My response to the LCA submissions is a heady blend of astonishment, concern and relief. I am astonished that in 2013, after years of cross-fertilisation of ideas during the formative years of the mediation profession, such significant misunderstandings about the contribution of mediation to Justice might still hold currency. I am concerned that a review of the comments is considered. I am relieved that the comments have been made openly.

What I read as the LCA’s misunderstandings probably reflects the dissonance in the assumptions of the LCA and me about people, about the pathways to satisfactory dispute resolution and fundamentally about Justice. 

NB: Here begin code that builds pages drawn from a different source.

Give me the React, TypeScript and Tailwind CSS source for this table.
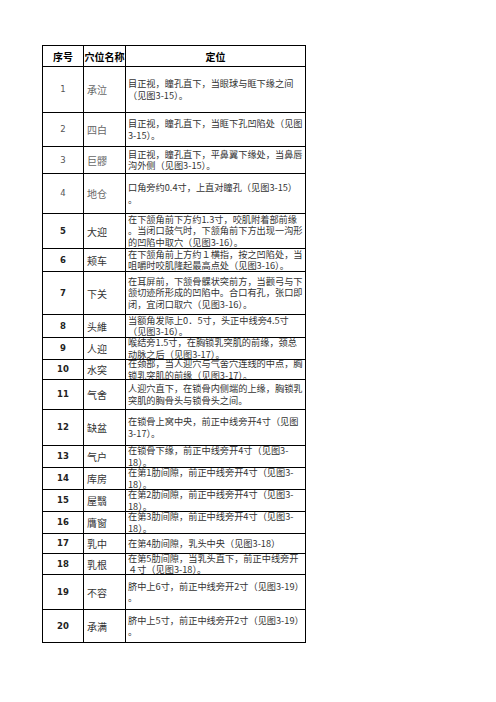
import React from "react";

type Row = { n: string; name: string; lines: string[]; h: string; light?: boolean };

const rows: Row[] = [
  { n: "1", name: "承泣", h: "h-[46px]", light: true, lines: ["目正视，瞳孔直下，当眼球与眶下缘之间", "（见图3-15）。"] },
  { n: "2", name: "四白", h: "h-[34px]", light: true, lines: ["目正视，瞳孔直下，当眶下孔凹陷处（见图", "3-15）。"] },
  { n: "3", name: "巨髎", h: "h-[27px]", light: true, lines: ["目正视，瞳孔直下，平鼻翼下缘处，当鼻唇", "沟外侧（见图3-15）。"] },
  { n: "4", name: "地仓", h: "h-[40px]", light: true, lines: ["口角旁约0.4寸，上直对瞳孔（见图3-15）", "。"] },
  { n: "5", name: "大迎", h: "h-[35px]", lines: ["在下颔角前下方约1.3寸，咬肌附着部前缘", "。当闭口鼓气时，下颔角前下方出现一沟形", "的凹陷中取穴（见图3-16）。"] },
  { n: "6", name: "颊车", h: "h-[23px]", lines: ["在下颔角前上方约１横指，按之凹陷处，当", "咀嚼时咬肌隆起最高点处（见图3-16）。"] },
  { n: "7", name: "下关", h: "h-[43px]", lines: ["在耳屏前，下颔骨髁状突前方，当颧弓与下", "颔切迹所形成的凹陷中。合口有孔，张口即", "闭，宜闭口取穴（见图3-16）。"] },
  { n: "8", name: "头維", h: "h-[23px]", lines: ["当额角发际上0．5寸，头正中线旁4.5寸", "（见图3-16）。"] },
  { n: "9", name: "人迎", h: "h-[22px]", lines: ["喉结旁1.5寸，在胸锁乳突肌的前缘，颈总", "动脉之后（见图3-17）。"] },
  { n: "10", name: "水突", h: "h-[20px]", lines: ["在颈部，当人迎穴与气舍穴连线的中点，胸", "锁乳突肌的前缘（见图3-17）。"] },
  { n: "11", name: "气舍", h: "h-[30px]", lines: ["人迎穴直下，在锁骨内侧端的上缘，胸锁乳", "突肌的胸骨头与锁骨头之间。"] },
  { n: "12", name: "缺盆", h: "h-[36px]", lines: ["在锁骨上窝中央，前正中线旁开4寸（见图", "3-17）。"] },
  { n: "13", name: "气户", h: "h-[22px]", lines: ["在锁骨下缘，前正中线旁开4寸（见图3-", "18）。"] },
  { n: "14", name: "库房", h: "h-[22px]", lines: ["在第1肋间隙，前正中线旁开4寸（见图3-", "18）。"] },
  { n: "15", name: "屋翳", h: "h-[22px]", lines: ["在第2肋间隙，前正中线旁开4寸（见图3-", "18）。"] },
  { n: "16", name: "膺窗", h: "h-[22px]", lines: ["在第3肋间隙，前正中线旁开4寸（见图3-", "18）。"] },
  { n: "17", name: "乳中", h: "h-[20px]", lines: ["在第4肋间隙，乳头中央（见图3-18）"] },
  { n: "18", name: "乳根", h: "h-[21px]", lines: ["在第5肋间隙，当乳头直下，前正中线旁开", "４寸（见图3-18）。"] },
  { n: "19", name: "不容", h: "h-[35px]", lines: ["脐中上6寸，前正中线旁开2寸（见图3-19）", "。"] },
  { n: "20", name: "承满", h: "h-[33px]", lines: ["脐中上5寸，前正中线旁开2寸（见图3-19）", "。"] },
];

const cjk = "font-['Noto_Sans_CJK_SC',sans-serif]";

export default function App() {
  return (
    <div className="bg-white w-[496px] h-[702px] pt-[45px] pl-[42px]">
      <div className={`w-[264px] border-l border-t border-black ${cjk}`}>
        <div className="flex h-[21px] border-b border-black font-bold text-[10px] text-black">
          <div className="w-[41px] border-r border-black flex items-center justify-center">序号</div>
          <div className="w-[42px] border-r border-black flex items-center justify-center whitespace-nowrap overflow-hidden">穴位名称</div>
          <div className="flex-1 border-r border-black flex items-center justify-center">定位</div>
        </div>
        {rows.map((r) => (
          <div key={r.n} className={`flex ${r.h} border-b border-black`}>
            <div
              className={`w-[41px] border-r border-black flex items-center justify-center text-[8.5px] font-['DejaVu_Sans',sans-serif] ${
                r.light ? "text-[#555] font-normal" : "text-[#222] font-semibold"
              }`}
            >
              {r.n}
            </div>
            <div
              className={`w-[42px] border-r border-black flex items-center pl-[3px] text-[10px] ${
                r.light ? "text-[#666]" : "text-[#333]"
              }`}
            >
              {r.name}
            </div>
            <div className="flex-1 border-r border-black flex items-center overflow-hidden pl-[2px] text-[9.2px] leading-[11.5px] text-[#333]">
              <div className="whitespace-nowrap">
                {r.lines.map((l, i) => (
                  <div key={i}>{l}</div>
                ))}
              </div>
            </div>
          </div>
        ))}
      </div>
    </div>
  );
}
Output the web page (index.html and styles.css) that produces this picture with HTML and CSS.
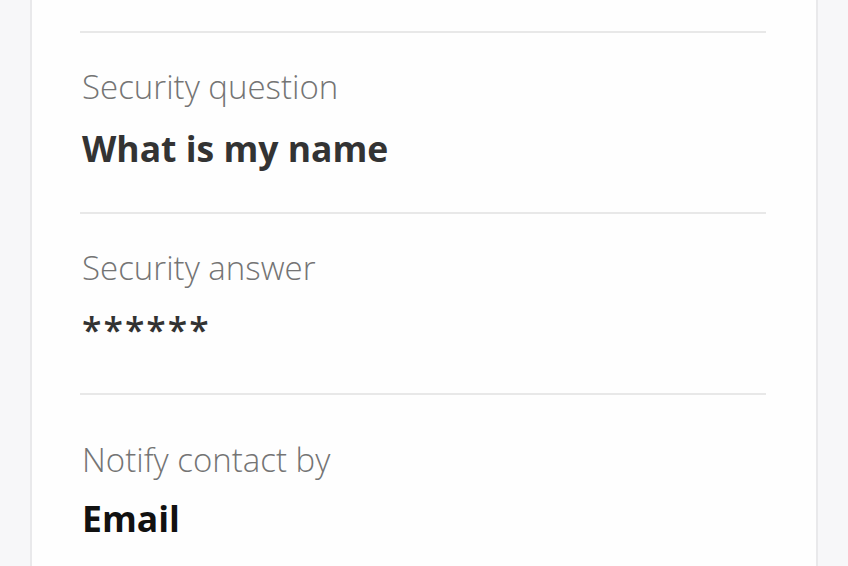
FILE: index.html
```html
<!DOCTYPE html>
<html lang="en">
<head>
<meta charset="utf-8">
<title>Security settings</title>
<link rel="stylesheet" href="styles.css">
</head>
<body>
<div class="page">
  <div class="card">
    <div class="top-spacer"></div>
    <div class="row">
      <div class="label">Security question</div>
      <div class="value">What is my name</div>
    </div>
    <div class="row">
      <div class="label">Security answer</div>
      <div class="value mask">******</div>
    </div>
    <div class="row last">
      <div class="label">Notify contact by</div>
      <div class="value dark">Email</div>
    </div>
  </div>
</div>
</body>
</html>
```

FILE: styles.css
```css
* {
  box-sizing: border-box;
}

html, body {
  margin: 0;
  padding: 0;
  height: 100%;
  background: #f7f7f9;
  font-family: "Open Sans", "Noto Sans", sans-serif;
}

.page {
  display: flex;
  height: 566px;
  overflow: hidden;
  padding-left: 30px;
}

.card {
  flex: none;
  width: 788px;
  background: #fefefe;
  border-left: 2px solid #e9e9eb;
  border-right: 2px solid #e9e9eb;
  padding: 0 50px 0 48px;
  display: flex;
  flex-direction: column;
}

.top-spacer {
  height: 33px;
  border-bottom: 2px solid #e8e8e8;
  flex: none;
}

.row {
  flex: none;
  padding-top: 34px;
  padding-bottom: 44px;
  border-bottom: 2px solid #e8e8e8;
  display: flex;
  flex-direction: column;
  gap: 21px;
}

.row.last {
  border-bottom: none;
  padding-top: 45px;
  gap: 18px;
}

.label {
  font-size: 33px;
  font-weight: 300;
  line-height: 40px;
  color: #747474;
  padding-left: 2px;
}

.value {
  font-size: 35.5px;
  font-weight: 700;
  line-height: 40px;
  color: #333333;
  padding-left: 2px;
}

.value.mask {
  font-weight: 600;
  letter-spacing: 2px;
}

.value.dark {
  color: #111111;
}
```
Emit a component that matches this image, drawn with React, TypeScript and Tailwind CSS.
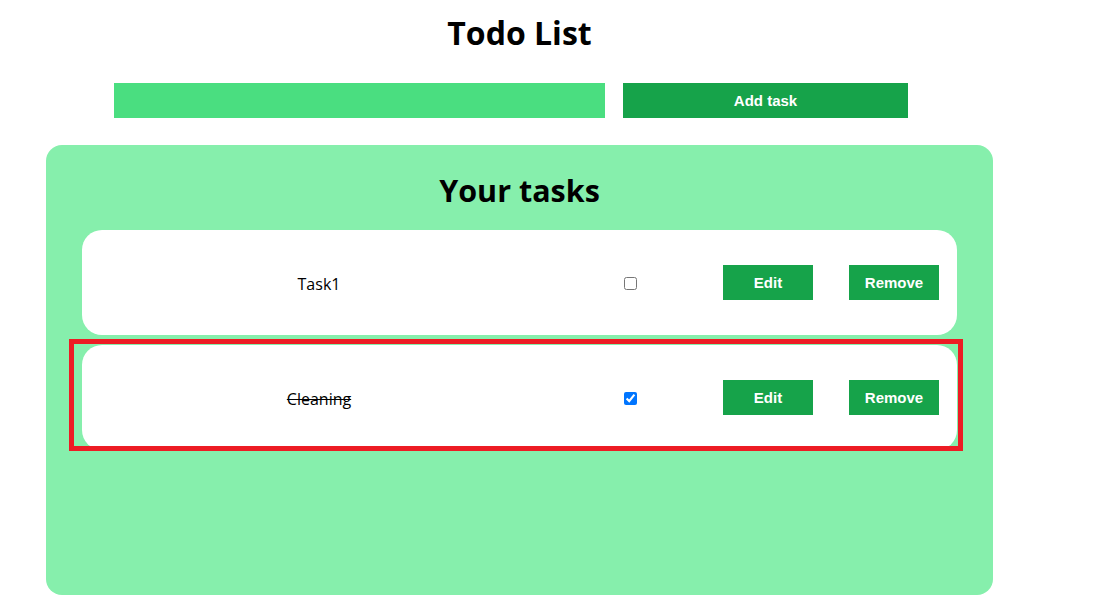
import { useState } from 'react';

interface Task {
  id: number;
  title: string;
  done: boolean;
}

const initialTasks: Task[] = [
  { id: 1, title: 'Task1', done: false },
  { id: 2, title: 'Cleaning', done: true },
];

function TaskRow({ task, highlighted, onToggle }: { task: Task; highlighted?: boolean; onToggle: () => void }) {
  return (
    <div className="relative flex items-center w-[875px] h-[105px] bg-white rounded-[20px]">
      <div
        className={`w-[474px] pt-[2px] text-center text-base text-black font-['Open_Sans',sans-serif] ${
          task.done ? 'line-through' : ''
        }`}
      >
        {task.title}
      </div>
      <input
        type="checkbox"
        checked={task.done}
        onChange={onToggle}
        className="ml-[68px] mt-[1px] w-[13px] h-[13px]"
      />
      <button className="ml-[86px] w-[90px] h-[35px] pt-[2px] bg-[#16a34a] text-white text-[15px] font-bold font-['Liberation_Sans',Arial,sans-serif]">
        Edit
      </button>
      <button className="ml-[36px] w-[90px] h-[35px] pt-[2px] bg-[#16a34a] text-white text-[15px] font-bold font-['Liberation_Sans',Arial,sans-serif]">
        Remove
      </button>

      {/* annotation frame drawn over the row */}
      {highlighted && (
        <div className="absolute -left-[13px] -top-[6px] w-[894px] h-[112px] border-[5px] border-[#ed1c24] pointer-events-none"></div>
      )}
    </div>
  );
}

export default function App() {
  const [tasks, setTasks] = useState<Task[]>(initialTasks);
  const [text, setText] = useState('');

  const toggle = (id: number) =>
    setTasks(prev => prev.map(t => (t.id === id ? { ...t, done: !t.done } : t)));

  return (
    <div className="w-[1094px] h-[602px] bg-white overflow-hidden font-['Open_Sans',sans-serif]">
      <div className="ml-[46px] w-[947px]">
        <h1 className="mt-[13px] text-center text-[32px] leading-[40px] font-bold text-black">Todo List</h1>

        {/* New task input */}
        <div className="flex mt-[30px] ml-[68px]">
          <input
            value={text}
            onChange={e => setText(e.target.value)}
            className="w-[491px] h-[35px] bg-[#4ade80] outline-none px-2"
          />
          <button className="ml-[18px] w-[285px] h-[35px] pt-[2px] bg-[#16a34a] text-white text-[15px] font-bold font-['Liberation_Sans',Arial,sans-serif]">
            Add task
          </button>
        </div>

        {/* Tasks panel */}
        <div className="mt-[27px] h-[450px] bg-[#86efac] rounded-2xl pt-[25px]">
          <h2 className="text-center text-[30.5px] leading-[40px] font-bold text-black">Your tasks</h2>
          <div className="flex flex-col gap-[10px] mt-[20px] ml-[36px]">
            {tasks.map(task => (
              <TaskRow key={task.id} task={task} highlighted={task.id === 2} onToggle={() => toggle(task.id)} />
            ))}
          </div>
        </div>
      </div>
    </div>
  );
}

The LCA recasts people as parties, appearing to me to assume that at the onset of a dispute people lose their humanity, their uniqueness, their instrumentality and gain dependence creating a need for someone to speak for them. “No doubt it is good for parties to settle cases … ” 338

The LCA goes on to assume that there are two pathways to conclude a dispute: rights-based determination or oppression. “… settlement is achieved through oppression…” Referring to mediation 338

These assumptions seem to me to be due to the fundamental assumption that the legal profession are the gatekeepers both of Justice and of access to it and that people are the bystanders. The submissions of the LCA read to me as if Justice is the instrument of those providing it, not of those experiencing it.  “… which underlying facts are relevant …” 340  “There are real risks to the parties where the protections of litigation are not available.” 339

I too make assumptions. They too are open to question.  As I see it, people are the raison d’etre of the Justice system.  Each person is a complex, evolving, adaptive being who has much in common with other people as well as significant differences.  Each person is unique.

To me, there are numerous pathways to Justice, each variously meeting the varying  interests of people and society.  One often overlooked pathway is to do nothing, leaving natural events to meet the interests of people in dispute.  When it comes to  rights, I regard them as a formalised way of the State benchmarking the interests of its people. To me a rights-based approach is is a mismatch for complex, evolving, adaptive human beings. I agree that on a societal scale, for a ‘rainy day’, rights are pivotal to democracy.  On an interpersonal scale,  they are limited in usefulness and often counterproductive.  My rights are your rights, They clash; we clash! 

The big one is Justice which for me is primarily the balancing of the interests, including the subset of rights, of each unique person and their community.  Only when interests-based Justice cannot be reached, with procedural, substantive and personal assistance by participants, I look to rights as a basis for a determination of Justice.

I read the assumptions of the LCA as authoritarian.  They have their place.  I think they are highly appropriate to short, sharp intervention in short, sharp emergencies.  I would feel more optimistic about a constructive dialogue with the LCA if their submissions had the welcoming and authoritative tone of a conversation.